Dataset rows
:::::

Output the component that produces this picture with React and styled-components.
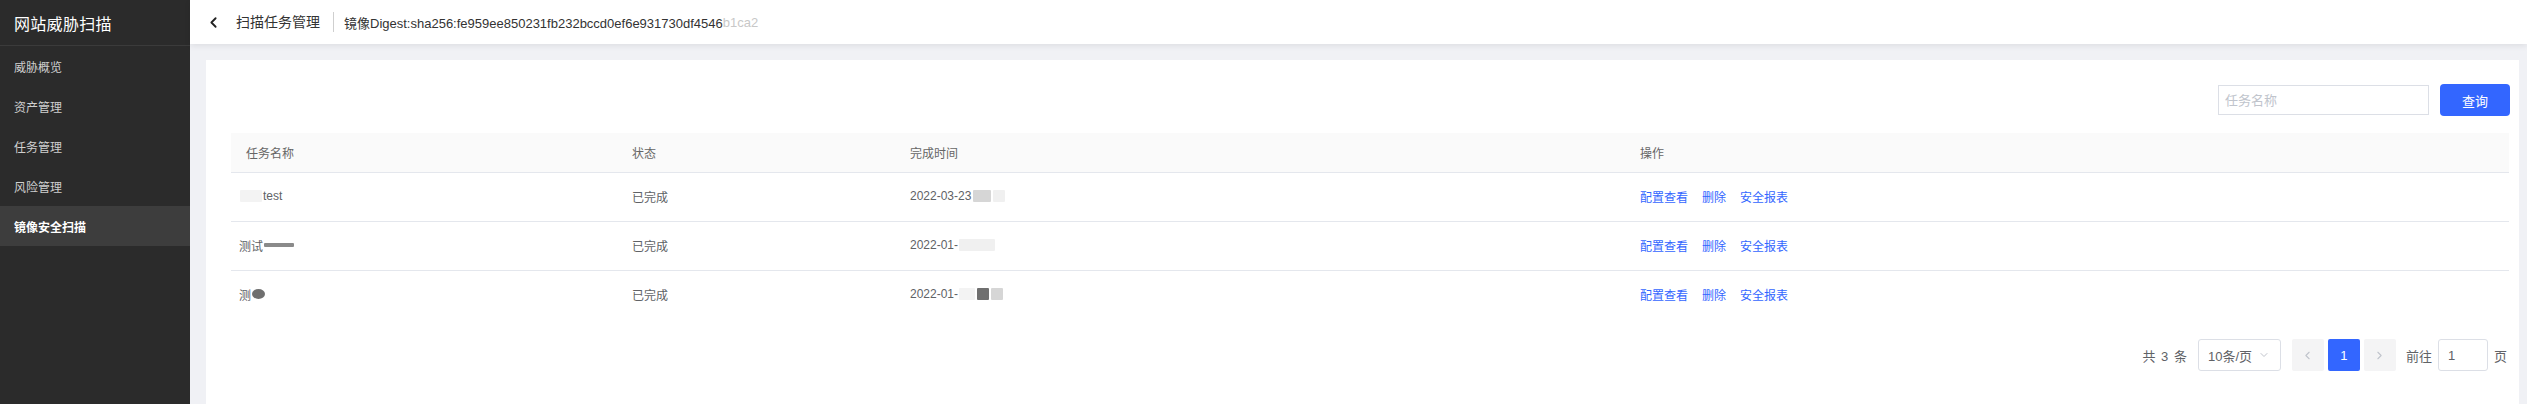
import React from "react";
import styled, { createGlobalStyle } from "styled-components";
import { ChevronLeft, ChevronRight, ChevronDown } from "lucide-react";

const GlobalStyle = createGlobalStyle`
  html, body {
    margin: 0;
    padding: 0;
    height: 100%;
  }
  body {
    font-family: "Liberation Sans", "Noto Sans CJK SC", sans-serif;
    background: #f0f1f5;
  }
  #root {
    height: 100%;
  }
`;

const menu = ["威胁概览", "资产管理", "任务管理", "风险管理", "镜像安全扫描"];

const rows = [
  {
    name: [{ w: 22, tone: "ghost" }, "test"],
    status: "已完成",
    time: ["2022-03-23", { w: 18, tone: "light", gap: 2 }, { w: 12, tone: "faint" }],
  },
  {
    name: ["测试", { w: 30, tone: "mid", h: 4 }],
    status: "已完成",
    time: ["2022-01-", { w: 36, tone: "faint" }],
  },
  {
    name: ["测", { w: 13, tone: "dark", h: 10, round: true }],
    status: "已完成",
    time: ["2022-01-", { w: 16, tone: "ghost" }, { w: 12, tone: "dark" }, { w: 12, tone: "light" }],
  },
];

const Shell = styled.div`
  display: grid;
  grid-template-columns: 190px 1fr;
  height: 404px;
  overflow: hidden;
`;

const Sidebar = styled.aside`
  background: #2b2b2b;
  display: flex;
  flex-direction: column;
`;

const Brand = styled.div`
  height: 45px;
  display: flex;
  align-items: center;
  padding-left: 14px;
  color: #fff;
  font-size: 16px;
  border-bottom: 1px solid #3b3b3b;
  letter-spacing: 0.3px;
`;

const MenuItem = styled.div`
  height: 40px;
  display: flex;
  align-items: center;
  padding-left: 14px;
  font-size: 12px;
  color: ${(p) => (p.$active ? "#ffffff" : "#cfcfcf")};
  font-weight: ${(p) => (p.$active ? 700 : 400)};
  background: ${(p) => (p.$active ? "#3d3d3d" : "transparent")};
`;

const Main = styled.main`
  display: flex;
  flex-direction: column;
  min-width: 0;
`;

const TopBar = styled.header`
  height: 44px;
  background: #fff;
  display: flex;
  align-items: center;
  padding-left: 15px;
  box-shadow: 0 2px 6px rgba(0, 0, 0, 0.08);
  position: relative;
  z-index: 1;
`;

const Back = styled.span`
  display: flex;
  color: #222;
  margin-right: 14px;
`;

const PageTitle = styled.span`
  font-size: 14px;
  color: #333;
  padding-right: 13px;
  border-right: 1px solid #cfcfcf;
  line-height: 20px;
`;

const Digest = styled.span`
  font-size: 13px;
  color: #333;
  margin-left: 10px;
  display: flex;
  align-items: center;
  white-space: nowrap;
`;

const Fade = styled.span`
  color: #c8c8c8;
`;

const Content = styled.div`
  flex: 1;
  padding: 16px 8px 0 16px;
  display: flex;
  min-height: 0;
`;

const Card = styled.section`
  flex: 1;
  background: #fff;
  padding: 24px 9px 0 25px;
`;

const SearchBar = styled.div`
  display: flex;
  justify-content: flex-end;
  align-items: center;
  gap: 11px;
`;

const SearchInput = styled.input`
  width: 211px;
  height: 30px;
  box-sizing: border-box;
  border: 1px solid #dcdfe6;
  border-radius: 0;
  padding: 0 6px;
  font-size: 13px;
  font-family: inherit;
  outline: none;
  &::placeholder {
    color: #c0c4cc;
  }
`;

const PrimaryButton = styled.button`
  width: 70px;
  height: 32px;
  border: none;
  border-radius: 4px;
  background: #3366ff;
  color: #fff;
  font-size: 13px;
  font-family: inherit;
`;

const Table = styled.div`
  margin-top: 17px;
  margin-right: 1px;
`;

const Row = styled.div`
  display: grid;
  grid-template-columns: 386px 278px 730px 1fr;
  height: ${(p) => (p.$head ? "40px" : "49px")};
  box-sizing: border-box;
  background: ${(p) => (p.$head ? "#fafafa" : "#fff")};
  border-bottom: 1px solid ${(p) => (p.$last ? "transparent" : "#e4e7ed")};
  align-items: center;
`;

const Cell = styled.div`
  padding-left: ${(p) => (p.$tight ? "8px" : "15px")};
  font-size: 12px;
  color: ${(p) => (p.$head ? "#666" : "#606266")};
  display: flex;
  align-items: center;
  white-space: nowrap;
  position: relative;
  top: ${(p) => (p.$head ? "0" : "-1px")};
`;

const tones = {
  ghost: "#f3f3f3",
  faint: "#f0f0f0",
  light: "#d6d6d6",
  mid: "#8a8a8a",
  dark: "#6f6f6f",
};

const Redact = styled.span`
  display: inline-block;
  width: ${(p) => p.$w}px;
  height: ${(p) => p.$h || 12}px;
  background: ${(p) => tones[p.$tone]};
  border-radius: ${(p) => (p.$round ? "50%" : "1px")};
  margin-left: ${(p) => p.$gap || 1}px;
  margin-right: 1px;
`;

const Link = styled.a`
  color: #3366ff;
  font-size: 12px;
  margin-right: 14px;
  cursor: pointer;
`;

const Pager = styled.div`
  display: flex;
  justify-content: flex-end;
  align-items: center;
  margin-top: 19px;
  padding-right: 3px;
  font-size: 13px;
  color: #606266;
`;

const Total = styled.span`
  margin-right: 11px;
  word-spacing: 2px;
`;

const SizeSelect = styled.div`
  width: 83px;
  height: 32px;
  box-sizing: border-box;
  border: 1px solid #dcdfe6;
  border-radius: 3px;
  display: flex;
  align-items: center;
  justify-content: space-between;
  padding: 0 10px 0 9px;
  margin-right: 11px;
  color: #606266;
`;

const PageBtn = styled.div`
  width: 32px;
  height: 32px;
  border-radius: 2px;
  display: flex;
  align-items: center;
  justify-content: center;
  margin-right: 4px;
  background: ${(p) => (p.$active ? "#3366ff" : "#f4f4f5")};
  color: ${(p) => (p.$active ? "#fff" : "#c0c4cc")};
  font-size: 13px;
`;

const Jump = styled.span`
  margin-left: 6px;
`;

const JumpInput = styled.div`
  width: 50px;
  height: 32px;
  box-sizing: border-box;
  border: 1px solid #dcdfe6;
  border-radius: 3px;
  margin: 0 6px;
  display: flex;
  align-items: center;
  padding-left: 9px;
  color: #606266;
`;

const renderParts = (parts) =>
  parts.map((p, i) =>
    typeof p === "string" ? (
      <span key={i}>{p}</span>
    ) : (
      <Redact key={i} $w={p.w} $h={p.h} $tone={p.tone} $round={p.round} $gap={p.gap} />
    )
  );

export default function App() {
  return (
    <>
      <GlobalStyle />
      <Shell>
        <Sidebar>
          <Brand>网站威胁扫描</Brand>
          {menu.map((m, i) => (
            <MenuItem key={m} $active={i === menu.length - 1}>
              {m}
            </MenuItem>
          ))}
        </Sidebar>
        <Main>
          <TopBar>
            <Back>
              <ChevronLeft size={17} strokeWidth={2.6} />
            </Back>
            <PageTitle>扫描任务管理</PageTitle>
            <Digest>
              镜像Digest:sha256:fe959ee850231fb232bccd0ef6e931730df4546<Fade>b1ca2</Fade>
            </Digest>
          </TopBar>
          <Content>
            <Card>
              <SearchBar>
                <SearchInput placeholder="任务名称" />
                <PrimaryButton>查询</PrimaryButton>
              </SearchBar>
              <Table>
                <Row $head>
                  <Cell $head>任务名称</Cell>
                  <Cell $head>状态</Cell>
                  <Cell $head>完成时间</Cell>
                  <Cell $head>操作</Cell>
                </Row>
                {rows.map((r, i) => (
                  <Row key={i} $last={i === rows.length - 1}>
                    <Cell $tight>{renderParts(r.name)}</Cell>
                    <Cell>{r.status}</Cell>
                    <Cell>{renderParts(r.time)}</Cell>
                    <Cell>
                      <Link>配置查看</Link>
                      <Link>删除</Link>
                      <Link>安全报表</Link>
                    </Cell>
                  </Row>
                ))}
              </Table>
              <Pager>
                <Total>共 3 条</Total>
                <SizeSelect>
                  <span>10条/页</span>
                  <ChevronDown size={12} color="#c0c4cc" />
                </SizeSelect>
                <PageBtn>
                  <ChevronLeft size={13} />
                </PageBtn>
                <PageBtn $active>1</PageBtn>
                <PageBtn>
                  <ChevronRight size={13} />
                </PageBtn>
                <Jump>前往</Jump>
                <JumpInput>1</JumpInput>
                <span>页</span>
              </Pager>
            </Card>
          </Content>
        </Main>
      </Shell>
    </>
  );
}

:::::

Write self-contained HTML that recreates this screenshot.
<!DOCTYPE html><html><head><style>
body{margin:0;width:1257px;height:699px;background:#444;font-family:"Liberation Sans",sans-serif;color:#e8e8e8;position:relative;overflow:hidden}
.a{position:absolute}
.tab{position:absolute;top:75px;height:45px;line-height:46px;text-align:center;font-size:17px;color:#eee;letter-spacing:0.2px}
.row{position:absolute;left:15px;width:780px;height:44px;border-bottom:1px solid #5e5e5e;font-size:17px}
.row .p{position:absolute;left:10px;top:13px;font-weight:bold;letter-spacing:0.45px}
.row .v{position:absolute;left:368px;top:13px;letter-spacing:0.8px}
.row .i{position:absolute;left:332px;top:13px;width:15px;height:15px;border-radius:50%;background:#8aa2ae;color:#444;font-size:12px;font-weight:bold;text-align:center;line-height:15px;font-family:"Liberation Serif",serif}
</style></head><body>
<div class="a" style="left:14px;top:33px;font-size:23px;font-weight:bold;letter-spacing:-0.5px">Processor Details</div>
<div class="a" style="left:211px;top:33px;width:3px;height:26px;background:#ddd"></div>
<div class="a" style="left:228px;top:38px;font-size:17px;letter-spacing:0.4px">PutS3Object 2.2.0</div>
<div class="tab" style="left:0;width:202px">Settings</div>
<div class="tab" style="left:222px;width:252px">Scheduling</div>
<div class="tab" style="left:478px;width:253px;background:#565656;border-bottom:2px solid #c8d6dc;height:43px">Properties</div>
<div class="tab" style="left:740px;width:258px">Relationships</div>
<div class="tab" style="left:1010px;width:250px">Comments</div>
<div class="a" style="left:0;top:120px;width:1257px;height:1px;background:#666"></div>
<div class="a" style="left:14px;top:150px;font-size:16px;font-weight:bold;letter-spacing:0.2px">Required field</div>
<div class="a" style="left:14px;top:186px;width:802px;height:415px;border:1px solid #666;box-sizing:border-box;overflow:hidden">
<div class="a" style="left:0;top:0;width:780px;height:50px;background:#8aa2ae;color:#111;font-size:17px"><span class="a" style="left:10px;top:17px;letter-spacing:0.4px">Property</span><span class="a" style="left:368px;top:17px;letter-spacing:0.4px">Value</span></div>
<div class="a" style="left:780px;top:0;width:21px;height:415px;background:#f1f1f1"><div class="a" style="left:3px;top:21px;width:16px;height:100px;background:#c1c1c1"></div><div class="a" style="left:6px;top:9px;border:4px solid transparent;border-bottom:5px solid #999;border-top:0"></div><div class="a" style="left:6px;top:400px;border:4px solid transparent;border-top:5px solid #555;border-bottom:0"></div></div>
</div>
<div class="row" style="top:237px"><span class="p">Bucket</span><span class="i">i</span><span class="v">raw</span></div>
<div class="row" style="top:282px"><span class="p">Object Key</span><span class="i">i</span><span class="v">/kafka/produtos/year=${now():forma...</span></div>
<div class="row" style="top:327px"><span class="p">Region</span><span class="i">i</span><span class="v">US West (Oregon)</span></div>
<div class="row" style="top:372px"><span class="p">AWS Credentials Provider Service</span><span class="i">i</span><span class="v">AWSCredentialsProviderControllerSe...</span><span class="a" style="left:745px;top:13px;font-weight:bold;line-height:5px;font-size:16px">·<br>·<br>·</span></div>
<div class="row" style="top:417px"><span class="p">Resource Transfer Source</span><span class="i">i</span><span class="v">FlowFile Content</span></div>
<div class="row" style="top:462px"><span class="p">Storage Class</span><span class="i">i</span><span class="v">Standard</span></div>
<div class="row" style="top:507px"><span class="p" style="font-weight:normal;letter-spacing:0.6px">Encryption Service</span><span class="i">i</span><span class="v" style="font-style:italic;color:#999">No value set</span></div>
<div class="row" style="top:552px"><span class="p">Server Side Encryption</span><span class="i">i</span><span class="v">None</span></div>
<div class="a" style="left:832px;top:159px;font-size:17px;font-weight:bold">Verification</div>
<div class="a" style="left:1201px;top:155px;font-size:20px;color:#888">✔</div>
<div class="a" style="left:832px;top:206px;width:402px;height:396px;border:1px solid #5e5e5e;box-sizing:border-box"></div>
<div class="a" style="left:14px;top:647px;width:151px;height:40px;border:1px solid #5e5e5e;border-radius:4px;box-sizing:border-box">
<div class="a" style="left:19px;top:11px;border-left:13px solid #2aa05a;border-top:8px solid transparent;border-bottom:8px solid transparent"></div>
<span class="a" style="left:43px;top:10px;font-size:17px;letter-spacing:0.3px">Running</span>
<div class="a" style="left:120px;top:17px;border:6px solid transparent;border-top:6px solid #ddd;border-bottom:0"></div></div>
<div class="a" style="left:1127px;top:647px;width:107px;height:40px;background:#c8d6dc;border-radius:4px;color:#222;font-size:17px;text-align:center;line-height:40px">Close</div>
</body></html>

:::::

TASK DETAILS:
Give back only the lines from the one holding "Output the component" through the one holding "ChevronLeft, ChevronRight, ChevronDown", both kept, exactly as written. Omit the images.

RIGHT ANSWER:
Output the component that produces this picture with React and styled-components.
import React from "react";
import styled, { createGlobalStyle } from "styled-components";
import { ChevronLeft, ChevronRight, ChevronDown } from "lucide-react";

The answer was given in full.